Kasus Tibo Cs: Pemerintah Harus Tegas

Pro-kontra tentang hukuman mati di Indonesia belakangan muncul lagi. Perdebatan perlu tidaknya pelaksanaan hukuman maksimal itu muncul berkaitan eksekusi terpidana mati tiga orang yang didakwa sebagai dalang kerusuhan Poso beberapa tahun silam, yakni Fabianus Tibo, Marianus Riwu, Dominggus da Silva.

Tarik menarik pun terus berlangsung, bahkan eksekusi hukuman mati yang dijatuhkan kepada ketiganya telah dua kali mengalami penundaan. Padahal, dalam tata hukum di Indonesia, hukuman mati adalah legal dan menjadi salah satu ‘ganjaran’ bagi para pelaku kriminal berat. Lantas, bagaimana posisi Islam dalam soal hukuman mati? Bagaimana pula penundaan itu bisa terjadi? Apa di balik intervensi Vatikan terhadap penundaan eksekusi tersebut? Benarkah pemerintah lemah dalam soal ini? Ketua Komisi Fatwa MUI dan tokoh NU, KH Ma’ruf Amin, membeberkannya kepada At-Tanwir. Petikannya:

Bagaimana sebenarnya kedudukan hukuman mati di Indonesia?

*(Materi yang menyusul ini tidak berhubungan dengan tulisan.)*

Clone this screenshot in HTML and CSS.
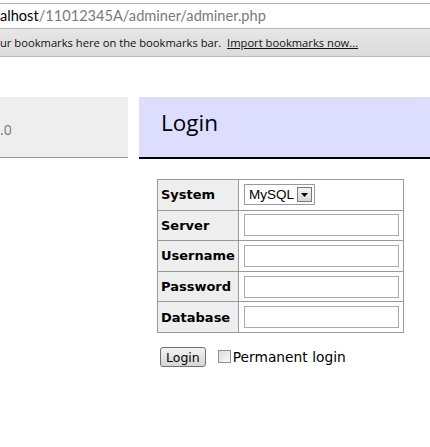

Hukuman mati itu kan jelas dan legal dalam tata hukum di Tanah Air. Jadi, seperti halnya hukuman lain, maka hukuman mati berlaku bagi siapapun yang memang memenuhi syarat untuk diganjar dengan hukuman tersebut. Jadi, hukuman mati adalah jalan terakhir bila aspek hukum atau hukuman lain tidak berjalan atau tidak efektif.

Ada kategori khusus untuk hukuman mati?

Ya, memang itu hukuman khusus. Yakni, bagi para pelanggar atau kriminal berat seperti para pembunuh keji, pengedar narkoba kelas kakap, dan kriminal berat lainnya. Tidak semua pelanggaran. Hukuman mati diterapkan agar si pelaku jera dan dampak tindakannya tidak merambah atau menular ke orang lain.

Kalau dalam Islam, seperti apa kedudukan hukuman mati?

Dalam Islam, hukuman mati itu tujuannya untuk ta’zir, yakni agar pelakunya kapok dan tidak berdampak luas di masyarakat. Hal itu disepakati para ulama di masa lalu. Kejahatannya sudah terlalu besar, maka hukuman itu diterapkan. Itu hukuman maksimal yang memang dibenarkan oleh Islam dan mempunyai kesamaan dengan sistem hukum di Indonesia. Tapi, kesamaan itu bukan berarti upaya Islamisasi, karena di dunia internasional pun demikian, hukum selalu mempunyai makna filosofinya.

Ada pendapat, hukuman mati terlalu keras dan melanggar HAM?

Tidak begitu, siapa bilang keras. Apa orang membunuh atau menghilangkan banyak nyawa tak berdosa bukannya telah melanggar HAM? Pelaku kriminal itu juga telah melanggar, melenyapkan hak hidup orang. Kalau membantai orang itu didiamkan atau tidak ditindak tegas, maka dampaknya akan lebih besar, yaitu bisa menjadi cambuk bagi orang lain untuk melakukan hal yang sama. Jadi, hukuman setimpal ya memang hukuman mati. Itu yang pantas. Soal HAM itu kan ada batasannya. Kebebasan itu tidak mutlak, ada batasan oleh kebebasan orang lain.

Dalam kasus Tibo Cs, pemerintah sudah dua kali menunda eksekusi. Alasannya sangat klise. Pemerintah terkesan lemah?

Tidak bisa begitu. Hukumnya sudah jelas, sudah ada keputusan hukum yang pasti dan tetap, maka pemerintah harus tegas, konsisten, tidak boleh memainkan hukum. Kalau menunda terus, maka kesan yang muncul adalah pemerintah itu lemah atau tidak tegas, sehingga berdampak pada kepercayaan masyarakat. Ini berbahaya, karena untuk memerintah dibutuhkan tingkat legitimasi yang kuat dari rakyat. Pemerintah tidak boleh takluk dengan intervensi manapun, termasuk intervensi asing seperti dari Vatikan. Kita punya sistem hukum tersendiri, maka kita harus konsisten melaksanakannya.

Apa harapan Anda, agar hukuman mati dapat dihindari?

Ya, jangan melakukan pelanggaran hukum atau tindak kriminal yang menuntut adanya hukuman mati. Hukuman mati itu jalan terakhir, dan tujuannya baik, yakni agar tercipta efek jera dan mempunyai aspek mendidik agar orang tidak berbuat kriminal.